Column Name	Top 1 Value	Distribution	Top 2 Value	Distribution
Column 1	Value 1 A	0.50 ("number"/"total")	Value 1 B	0.20 ("number"/"total")
Column 2	Value 2 A	0.50 ("number"/"total")	Value 2 B	0.30 ("number"/"total")
Column 3	Value 3 A	0.10 ("number"/"total")	Value 3 B	0.05 ("number"/"total")
Column 4	Value 4 A	0.10 ("number"/"total"	Value 4 B	0.05 ("number"/"total")

Looking forward to your thoughts!

stumelius commented 1 year ago

@diegodewilde I've thought about adding a "mode" (most common value) profiling metric to the package but never around to implementing it. This proposal expands the mode concept into N most common values and I think it's a good idea.

Just throwing thoughts here:

What would be a sensible default for the number of top values? 1, 2, 3?
How should we name the columns? top_1_value, top_1_value_proportion, top_2_value, top_2_value_distribution, etc?
Is there a better way to display the distributions than the (value, proportion) pairs for each top value?

Would you be interested in implementing this? :)
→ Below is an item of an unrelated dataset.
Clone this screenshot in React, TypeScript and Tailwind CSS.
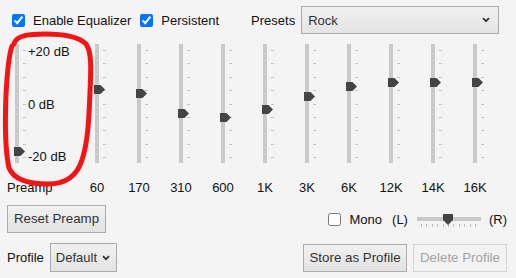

diegodewilde commented 1 year ago

Hi stumelius,

It would make sense to make this dynamic, so you can choose the amount of top values you want to see in your docs. Not sure if that's possible?
Sounds like a good suggestion, I actually think this goes hand-in-hand with the visualization you would like to see here.

stumelius commented 1 year ago

@diegodewilde Circling back to this. Is this feature still in your interests and if so, would you like to contribute? :)